Sunday, November 16, 2014

The passing of time

We arrived in Provo on March 24th 2014 to enter the Missionary Training Center. November 24th will mark the eighth month of our mission. Each Sunday I find myself thinking "How can it be Sunday again so soon". Then again, there are days that can be long and challenging and when we return to our little apartment I find myself longing for home and it seems as if time is standing still.


Today after a beautiful Primary Program I found myself filled with gratitude for this amazing opportunity to be a part of the Orange Farm Branch. When we returned to the Primary room after the children had recited their lines perfectly, and sang like Angels I found myself studying their sweet faces as they laughed and played together. I hope they remember the tender feelings they felt today as they sang songs that testified of eternal families. I hope they know how much Heavenly Father loves them. I hope they can withstand the temptations of Satan and grow to be strong leaders in their church and the community.



Today was one of those days that I didn't want to end. It was the kind of day that left me feeling sad that we won't have more time here. I wanted to continue to feel the warm peaceful feeling in my heart that I felt as the children gathered after the Primary Program and began to bear their testimonies. One by one each child anxiously came to the front of the room and bore a tender heartfelt testimony. Then the leaders stood before them and bore their testimonies. The final testimony was given by the a Stake Primary leader. She said, through tears that she has been to many Primary Programs, some that were held in beautiful chapels with the children's singing accompanied by a beautiful organ, but she had not felt the spirit as strong as she did today in our little classroom in Orange Farm as the children sang without any accompaniment. I  bore my testimony and told the children how much I loved them. I told them how I prayed that they would stay strong and hold fast to the teachings they had been taught so that they could be part of an eternal family. When I concluded on testimony a sweet young man, whose baptism we attended a few months ago stood up and led the children in, " I'll seek the Lord Early."

" I'll seek the Lord early while in my youth, and he will help me to know the truth.
  I'll search the scriptures and find him there then go to our father in fervent prayer.
 I'll seek the Lord early and  I'll  obey his living Prophets in all they say,
 I'll keep his commandments his love will abound,, I will seek the Lord early and he will be found."

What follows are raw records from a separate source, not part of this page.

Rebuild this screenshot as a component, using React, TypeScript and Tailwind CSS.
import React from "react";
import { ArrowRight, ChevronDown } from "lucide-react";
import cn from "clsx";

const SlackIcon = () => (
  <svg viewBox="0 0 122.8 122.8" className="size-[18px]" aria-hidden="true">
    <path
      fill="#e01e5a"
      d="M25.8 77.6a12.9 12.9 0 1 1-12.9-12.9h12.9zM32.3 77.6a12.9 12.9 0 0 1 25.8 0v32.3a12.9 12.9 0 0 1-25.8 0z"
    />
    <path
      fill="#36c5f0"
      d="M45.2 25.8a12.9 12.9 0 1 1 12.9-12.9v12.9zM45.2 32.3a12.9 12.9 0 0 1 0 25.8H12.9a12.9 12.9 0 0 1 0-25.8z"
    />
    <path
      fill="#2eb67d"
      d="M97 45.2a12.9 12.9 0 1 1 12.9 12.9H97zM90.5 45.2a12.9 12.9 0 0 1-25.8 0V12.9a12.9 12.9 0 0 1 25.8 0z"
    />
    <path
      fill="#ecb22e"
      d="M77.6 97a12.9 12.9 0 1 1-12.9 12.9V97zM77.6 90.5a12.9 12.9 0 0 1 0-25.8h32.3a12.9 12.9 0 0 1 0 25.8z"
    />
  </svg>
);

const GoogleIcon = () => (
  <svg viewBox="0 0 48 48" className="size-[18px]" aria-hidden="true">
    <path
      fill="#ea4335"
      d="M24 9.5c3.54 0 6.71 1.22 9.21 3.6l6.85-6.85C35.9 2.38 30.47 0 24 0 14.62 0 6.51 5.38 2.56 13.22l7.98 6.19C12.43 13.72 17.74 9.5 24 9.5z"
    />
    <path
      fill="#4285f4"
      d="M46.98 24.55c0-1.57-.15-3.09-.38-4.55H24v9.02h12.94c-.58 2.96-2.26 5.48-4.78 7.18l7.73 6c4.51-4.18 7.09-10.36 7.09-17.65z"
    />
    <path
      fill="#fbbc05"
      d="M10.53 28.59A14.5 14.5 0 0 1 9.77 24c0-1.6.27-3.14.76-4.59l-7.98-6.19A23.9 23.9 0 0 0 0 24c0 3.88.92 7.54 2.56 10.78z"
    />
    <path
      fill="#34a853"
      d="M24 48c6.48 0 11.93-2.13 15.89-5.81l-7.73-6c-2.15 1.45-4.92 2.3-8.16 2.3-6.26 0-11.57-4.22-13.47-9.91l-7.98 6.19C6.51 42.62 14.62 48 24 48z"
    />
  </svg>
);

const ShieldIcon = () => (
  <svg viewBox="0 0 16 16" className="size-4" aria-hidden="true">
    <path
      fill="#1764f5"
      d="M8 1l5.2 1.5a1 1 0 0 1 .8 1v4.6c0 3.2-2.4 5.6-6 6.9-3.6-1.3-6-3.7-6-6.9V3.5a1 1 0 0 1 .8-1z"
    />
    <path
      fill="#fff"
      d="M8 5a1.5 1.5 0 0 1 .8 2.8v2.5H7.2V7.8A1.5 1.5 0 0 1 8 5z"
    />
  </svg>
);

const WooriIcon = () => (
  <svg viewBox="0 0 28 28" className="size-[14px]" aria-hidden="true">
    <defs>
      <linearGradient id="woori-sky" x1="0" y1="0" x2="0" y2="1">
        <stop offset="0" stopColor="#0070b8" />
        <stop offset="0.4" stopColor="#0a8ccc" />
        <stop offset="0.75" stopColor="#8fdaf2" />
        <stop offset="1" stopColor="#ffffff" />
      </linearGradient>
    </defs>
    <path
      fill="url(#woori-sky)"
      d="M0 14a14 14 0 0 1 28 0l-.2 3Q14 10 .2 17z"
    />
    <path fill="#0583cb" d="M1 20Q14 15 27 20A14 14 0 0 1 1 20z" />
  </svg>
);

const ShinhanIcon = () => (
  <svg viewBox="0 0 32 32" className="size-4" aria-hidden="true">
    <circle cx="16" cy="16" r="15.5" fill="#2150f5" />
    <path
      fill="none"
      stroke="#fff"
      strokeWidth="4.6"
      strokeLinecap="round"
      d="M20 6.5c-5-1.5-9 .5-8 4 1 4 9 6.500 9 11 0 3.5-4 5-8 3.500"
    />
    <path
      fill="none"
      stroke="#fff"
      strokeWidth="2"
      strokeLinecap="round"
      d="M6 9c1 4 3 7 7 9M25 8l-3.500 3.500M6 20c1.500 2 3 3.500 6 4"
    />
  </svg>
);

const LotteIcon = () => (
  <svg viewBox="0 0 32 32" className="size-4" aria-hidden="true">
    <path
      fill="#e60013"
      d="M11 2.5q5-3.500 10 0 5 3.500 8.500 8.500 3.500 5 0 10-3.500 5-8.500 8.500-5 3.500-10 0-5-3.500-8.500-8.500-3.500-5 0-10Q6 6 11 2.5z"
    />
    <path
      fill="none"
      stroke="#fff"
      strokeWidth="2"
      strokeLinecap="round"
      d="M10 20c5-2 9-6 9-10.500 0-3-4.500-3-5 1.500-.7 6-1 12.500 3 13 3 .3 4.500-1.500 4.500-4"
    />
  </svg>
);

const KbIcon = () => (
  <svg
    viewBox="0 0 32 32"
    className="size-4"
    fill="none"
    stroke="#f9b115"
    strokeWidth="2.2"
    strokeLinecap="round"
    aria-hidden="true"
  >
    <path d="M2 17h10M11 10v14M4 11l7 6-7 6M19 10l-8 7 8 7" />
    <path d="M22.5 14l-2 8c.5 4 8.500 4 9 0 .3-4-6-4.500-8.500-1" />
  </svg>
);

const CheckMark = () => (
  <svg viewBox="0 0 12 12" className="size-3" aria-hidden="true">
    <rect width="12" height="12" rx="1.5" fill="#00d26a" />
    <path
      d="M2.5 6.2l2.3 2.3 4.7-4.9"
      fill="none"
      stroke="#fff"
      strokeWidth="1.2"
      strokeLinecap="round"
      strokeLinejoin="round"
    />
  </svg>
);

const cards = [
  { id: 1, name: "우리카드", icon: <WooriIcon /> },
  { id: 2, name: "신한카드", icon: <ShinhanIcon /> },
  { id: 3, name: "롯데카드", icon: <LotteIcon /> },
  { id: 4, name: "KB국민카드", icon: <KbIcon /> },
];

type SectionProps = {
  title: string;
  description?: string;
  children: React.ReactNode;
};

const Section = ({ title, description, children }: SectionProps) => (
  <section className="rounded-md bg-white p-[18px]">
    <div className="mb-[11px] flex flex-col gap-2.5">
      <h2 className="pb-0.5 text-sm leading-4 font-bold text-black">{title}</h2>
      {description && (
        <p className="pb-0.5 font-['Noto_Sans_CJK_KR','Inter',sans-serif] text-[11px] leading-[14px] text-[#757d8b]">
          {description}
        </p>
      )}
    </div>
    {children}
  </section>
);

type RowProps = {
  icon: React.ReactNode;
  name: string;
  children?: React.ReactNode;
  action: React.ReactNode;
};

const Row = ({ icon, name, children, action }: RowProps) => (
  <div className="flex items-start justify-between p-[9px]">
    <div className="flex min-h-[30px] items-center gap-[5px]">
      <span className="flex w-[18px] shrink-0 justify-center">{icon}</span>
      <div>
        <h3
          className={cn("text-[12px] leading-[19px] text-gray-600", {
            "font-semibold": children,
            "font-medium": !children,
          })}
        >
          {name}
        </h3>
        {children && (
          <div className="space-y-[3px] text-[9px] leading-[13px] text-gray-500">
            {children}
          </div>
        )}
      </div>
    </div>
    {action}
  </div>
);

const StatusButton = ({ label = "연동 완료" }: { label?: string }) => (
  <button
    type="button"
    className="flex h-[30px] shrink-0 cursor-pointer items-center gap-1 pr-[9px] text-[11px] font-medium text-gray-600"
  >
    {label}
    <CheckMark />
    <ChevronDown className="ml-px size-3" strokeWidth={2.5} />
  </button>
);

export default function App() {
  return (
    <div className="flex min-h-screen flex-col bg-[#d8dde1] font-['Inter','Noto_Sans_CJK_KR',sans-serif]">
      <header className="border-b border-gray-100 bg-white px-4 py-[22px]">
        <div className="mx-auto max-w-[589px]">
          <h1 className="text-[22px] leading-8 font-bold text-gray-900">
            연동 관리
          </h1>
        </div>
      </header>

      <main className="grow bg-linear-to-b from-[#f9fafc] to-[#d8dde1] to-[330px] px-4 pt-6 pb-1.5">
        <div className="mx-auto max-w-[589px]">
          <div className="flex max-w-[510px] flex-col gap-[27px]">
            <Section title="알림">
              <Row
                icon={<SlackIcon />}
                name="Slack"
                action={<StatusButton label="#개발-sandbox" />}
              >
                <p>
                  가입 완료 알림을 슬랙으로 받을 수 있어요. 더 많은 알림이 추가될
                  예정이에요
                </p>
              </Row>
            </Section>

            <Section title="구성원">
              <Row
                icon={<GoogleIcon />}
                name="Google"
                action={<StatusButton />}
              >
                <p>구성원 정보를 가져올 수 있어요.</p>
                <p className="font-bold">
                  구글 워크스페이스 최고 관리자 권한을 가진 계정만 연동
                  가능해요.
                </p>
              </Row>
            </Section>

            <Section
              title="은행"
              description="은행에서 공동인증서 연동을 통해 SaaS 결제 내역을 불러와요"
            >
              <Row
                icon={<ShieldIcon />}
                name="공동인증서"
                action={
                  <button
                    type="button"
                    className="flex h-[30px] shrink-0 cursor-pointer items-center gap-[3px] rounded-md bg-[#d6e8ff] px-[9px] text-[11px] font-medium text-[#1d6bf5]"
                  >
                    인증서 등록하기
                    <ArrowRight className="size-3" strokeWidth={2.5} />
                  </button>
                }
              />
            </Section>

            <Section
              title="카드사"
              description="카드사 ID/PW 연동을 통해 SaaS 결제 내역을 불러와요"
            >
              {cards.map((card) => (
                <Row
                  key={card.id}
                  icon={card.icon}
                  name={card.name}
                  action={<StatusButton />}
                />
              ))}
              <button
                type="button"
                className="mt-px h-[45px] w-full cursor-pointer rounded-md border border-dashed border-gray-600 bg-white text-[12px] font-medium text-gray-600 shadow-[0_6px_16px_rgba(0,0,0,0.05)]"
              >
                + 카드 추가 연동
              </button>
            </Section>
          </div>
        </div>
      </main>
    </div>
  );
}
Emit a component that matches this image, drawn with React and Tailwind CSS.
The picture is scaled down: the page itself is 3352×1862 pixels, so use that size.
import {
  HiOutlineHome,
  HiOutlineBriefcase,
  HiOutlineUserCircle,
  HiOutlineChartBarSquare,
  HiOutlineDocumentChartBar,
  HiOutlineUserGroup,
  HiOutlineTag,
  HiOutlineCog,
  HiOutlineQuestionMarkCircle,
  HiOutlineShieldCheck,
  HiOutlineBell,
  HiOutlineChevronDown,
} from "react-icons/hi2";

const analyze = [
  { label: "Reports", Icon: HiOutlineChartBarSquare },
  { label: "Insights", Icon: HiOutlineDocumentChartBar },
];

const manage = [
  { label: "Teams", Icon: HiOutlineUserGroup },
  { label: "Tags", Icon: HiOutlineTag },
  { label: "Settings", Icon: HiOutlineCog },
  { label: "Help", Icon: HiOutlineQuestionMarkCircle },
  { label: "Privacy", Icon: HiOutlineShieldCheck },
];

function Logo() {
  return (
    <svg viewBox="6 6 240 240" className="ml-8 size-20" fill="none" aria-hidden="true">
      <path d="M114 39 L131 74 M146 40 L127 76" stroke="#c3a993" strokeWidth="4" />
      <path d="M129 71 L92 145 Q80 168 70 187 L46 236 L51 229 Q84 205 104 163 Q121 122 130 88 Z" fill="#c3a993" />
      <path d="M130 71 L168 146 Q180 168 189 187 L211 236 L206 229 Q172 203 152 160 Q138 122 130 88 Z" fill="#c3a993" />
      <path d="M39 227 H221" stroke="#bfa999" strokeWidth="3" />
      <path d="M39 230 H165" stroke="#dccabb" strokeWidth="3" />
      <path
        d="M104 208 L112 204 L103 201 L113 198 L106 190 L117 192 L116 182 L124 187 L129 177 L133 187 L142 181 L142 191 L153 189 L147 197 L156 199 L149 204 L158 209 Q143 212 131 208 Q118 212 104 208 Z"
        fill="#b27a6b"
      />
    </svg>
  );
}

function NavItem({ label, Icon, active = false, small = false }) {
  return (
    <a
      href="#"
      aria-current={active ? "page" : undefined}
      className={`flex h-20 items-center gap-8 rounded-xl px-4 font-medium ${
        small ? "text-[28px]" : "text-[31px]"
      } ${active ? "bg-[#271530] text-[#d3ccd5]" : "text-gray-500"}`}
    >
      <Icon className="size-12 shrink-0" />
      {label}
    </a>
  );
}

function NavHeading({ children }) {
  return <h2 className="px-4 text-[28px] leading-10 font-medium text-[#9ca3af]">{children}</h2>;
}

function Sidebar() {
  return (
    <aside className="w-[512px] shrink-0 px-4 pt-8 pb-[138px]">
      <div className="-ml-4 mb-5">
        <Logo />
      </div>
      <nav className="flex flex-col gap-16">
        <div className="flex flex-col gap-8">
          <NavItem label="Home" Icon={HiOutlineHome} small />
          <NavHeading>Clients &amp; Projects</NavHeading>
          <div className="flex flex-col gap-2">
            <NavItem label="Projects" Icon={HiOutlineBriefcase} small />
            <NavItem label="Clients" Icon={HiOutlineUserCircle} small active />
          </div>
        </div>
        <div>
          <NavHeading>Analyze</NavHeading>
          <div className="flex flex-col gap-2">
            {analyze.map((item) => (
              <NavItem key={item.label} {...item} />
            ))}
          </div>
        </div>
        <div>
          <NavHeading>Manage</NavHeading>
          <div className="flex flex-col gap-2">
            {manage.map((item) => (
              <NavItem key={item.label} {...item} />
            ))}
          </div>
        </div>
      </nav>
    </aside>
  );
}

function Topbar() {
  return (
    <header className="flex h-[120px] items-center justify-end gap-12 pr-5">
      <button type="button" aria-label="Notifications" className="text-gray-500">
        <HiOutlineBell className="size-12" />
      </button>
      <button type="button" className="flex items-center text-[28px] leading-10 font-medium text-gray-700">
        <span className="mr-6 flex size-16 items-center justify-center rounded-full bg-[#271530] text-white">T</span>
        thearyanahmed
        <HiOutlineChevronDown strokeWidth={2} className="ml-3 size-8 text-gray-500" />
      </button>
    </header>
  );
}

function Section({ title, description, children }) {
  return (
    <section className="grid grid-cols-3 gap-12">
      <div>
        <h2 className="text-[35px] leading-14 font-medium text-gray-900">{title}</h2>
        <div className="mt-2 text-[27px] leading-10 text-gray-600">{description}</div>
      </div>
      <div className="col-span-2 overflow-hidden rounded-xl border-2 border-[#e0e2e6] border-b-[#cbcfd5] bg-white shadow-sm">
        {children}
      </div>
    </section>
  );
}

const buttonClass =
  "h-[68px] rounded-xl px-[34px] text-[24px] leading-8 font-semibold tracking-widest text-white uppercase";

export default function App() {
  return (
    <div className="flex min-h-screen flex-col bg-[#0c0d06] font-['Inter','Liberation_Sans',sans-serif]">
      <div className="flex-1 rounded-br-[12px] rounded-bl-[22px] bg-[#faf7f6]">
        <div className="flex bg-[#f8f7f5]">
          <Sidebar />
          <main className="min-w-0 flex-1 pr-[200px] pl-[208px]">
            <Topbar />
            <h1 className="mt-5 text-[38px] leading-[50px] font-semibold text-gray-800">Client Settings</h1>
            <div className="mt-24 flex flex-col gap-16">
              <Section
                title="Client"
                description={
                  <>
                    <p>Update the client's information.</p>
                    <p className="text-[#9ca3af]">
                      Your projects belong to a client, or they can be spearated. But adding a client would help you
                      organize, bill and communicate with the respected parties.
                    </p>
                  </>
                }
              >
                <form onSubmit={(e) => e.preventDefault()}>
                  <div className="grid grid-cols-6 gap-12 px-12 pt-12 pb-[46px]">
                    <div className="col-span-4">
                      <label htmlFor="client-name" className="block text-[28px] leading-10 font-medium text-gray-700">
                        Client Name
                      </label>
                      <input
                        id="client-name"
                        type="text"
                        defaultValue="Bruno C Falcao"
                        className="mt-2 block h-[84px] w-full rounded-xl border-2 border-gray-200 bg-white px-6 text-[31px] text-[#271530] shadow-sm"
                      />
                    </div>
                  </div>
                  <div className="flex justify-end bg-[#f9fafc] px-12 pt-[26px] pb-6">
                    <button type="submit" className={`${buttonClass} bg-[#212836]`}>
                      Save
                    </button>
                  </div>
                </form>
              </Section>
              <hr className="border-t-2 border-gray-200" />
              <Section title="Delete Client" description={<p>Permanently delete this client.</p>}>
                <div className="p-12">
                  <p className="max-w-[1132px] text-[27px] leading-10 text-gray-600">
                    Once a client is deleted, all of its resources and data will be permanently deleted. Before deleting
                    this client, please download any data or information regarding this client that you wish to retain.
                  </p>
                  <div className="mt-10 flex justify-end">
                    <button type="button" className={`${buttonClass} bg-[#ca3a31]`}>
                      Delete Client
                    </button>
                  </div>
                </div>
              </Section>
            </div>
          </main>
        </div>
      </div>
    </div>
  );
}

It was such a touching moment. The tears began to pour down my cheeks as I felt such a deep love for the children and their leaders of the Orange Farm Branch. One little girl brought me a tissue and a little boy crawled into my lap. There are no words to describe how I was feeling at that moment.

A few days ago our children returned to America after a 10 day visit to South Africa. We loved every minute of having them here. It was very difficult to see them go. As I held my daughter in my arms before they boarded the plane I could feel the tug at my heart. I wished we were walking down that runway with them and boarding the plane for America. The idea of spending 10 more months away from them was heartbreaking.

Attending the Primary Program today was a tender mercy. I  was reminded of the blessings of serving a mission. I know that our Heavenly Father is mindful of us. I know that he is aware of the challenges we face as we leave our homes and our children behind to serve him. Today I was reminded me of the blessings that follow obedience. Today as I sat in that tiny school room in Orange Farm surrounded by these sweet children who I have come to love with all my heart, I reflected on our first mission to Ukraine. I remembered how Heavenly Father filled my  heart with the love for the missionaries we served with, the love for our sweet interpreter, Olga and for sweet Anya, Marina, and Nastia and Masha and all the members of Donetsk Centrale Branch.

Today I was reminded that Heavenly Father is aware of the sacrifice we have made and that he has blessed us as we have come across the world to serve the people of South Africa. Today I was reminded that the time will pass quickly and before we know it we will be leaving all these amazing people we have come to know and love and our lives will forever be changed.





1 comment:

  1. What a wonderful experience you are having. Thank you for your great and selfless example. So glad your family got to come and visit. We love you. Have a Happy Birthday Melinda.